WORK INSTRUCTIONS:
Copy out lines with the word "this" from the material that follows.

MATERIAL FOR THE TASK:
# # #

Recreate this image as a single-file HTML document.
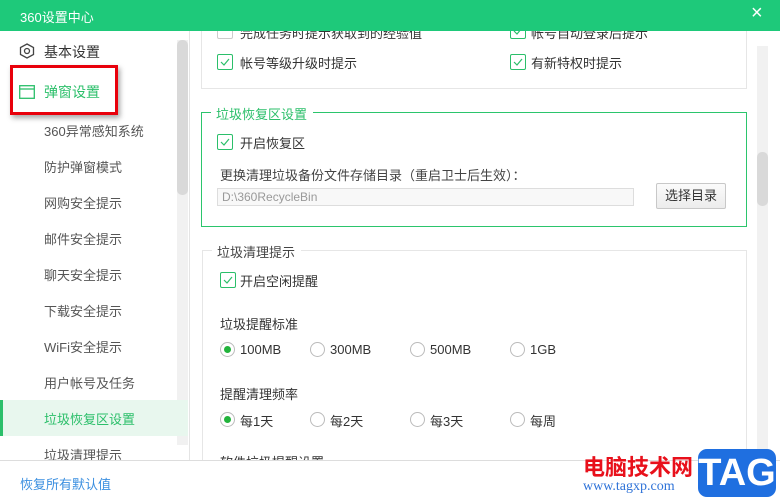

# # #

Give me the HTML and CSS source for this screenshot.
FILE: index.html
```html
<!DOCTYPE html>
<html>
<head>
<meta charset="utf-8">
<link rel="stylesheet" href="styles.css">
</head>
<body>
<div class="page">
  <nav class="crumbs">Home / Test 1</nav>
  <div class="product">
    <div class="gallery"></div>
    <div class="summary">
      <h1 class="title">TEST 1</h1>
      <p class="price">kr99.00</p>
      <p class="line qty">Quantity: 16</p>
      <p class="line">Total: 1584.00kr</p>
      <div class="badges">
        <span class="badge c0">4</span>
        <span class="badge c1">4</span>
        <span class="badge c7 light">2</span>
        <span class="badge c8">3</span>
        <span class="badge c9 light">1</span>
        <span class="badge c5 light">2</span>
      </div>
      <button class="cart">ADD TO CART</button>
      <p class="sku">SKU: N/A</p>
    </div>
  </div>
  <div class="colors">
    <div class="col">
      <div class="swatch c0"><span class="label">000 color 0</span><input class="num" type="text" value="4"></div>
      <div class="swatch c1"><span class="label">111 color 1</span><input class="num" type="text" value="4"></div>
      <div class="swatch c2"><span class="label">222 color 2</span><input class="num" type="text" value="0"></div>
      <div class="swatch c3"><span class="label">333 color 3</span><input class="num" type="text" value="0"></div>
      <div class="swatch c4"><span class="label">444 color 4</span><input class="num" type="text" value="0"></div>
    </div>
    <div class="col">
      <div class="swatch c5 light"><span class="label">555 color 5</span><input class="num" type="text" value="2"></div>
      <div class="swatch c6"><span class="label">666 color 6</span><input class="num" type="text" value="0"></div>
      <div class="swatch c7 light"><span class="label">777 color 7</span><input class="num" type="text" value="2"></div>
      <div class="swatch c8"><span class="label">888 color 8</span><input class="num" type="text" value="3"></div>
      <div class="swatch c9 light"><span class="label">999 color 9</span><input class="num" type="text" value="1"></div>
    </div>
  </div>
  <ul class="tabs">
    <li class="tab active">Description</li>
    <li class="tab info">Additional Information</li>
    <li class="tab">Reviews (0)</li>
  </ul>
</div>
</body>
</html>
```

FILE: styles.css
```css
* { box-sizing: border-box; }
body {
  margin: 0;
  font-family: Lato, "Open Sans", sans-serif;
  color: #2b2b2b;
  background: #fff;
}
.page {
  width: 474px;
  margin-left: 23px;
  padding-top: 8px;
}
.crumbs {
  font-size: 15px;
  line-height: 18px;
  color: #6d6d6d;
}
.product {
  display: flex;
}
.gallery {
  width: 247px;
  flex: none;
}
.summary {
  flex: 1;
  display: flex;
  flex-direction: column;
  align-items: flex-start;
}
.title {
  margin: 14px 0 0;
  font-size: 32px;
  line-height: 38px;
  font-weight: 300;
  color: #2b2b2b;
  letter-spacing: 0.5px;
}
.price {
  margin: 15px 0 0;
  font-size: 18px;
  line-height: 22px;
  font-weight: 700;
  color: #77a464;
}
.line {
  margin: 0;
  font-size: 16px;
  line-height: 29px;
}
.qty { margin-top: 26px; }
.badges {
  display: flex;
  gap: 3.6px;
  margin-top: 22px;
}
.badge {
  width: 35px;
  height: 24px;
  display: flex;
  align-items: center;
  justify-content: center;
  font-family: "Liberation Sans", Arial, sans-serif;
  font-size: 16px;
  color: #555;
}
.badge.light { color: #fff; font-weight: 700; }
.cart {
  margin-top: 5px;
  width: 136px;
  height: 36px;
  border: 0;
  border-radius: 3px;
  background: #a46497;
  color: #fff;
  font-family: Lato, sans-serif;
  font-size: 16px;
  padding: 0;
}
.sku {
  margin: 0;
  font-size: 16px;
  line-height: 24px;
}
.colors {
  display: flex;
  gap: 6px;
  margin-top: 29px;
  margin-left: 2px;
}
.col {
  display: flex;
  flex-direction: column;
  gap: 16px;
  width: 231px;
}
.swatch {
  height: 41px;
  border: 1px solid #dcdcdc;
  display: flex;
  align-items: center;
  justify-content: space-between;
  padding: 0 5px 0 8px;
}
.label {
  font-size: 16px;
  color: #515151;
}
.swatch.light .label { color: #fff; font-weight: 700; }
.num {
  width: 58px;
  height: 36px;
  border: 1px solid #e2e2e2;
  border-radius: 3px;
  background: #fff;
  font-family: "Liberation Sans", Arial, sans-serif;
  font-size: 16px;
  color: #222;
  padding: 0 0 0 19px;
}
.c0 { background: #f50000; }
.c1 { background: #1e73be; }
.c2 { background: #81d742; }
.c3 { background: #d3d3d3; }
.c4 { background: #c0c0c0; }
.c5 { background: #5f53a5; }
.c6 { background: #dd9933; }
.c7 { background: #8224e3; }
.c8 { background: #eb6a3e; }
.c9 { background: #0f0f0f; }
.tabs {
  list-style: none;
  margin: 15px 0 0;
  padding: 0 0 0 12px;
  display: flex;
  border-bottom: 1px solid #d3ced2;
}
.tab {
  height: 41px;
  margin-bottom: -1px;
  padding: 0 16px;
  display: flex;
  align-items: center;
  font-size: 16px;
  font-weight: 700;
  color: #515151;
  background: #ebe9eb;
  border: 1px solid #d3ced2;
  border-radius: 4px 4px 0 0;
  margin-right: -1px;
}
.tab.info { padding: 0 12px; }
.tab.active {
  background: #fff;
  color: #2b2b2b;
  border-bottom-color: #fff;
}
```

# # #

WRITTEN ANSWER:
Recreate this image as a single-file HTML document.
Give me the HTML and CSS source for this screenshot.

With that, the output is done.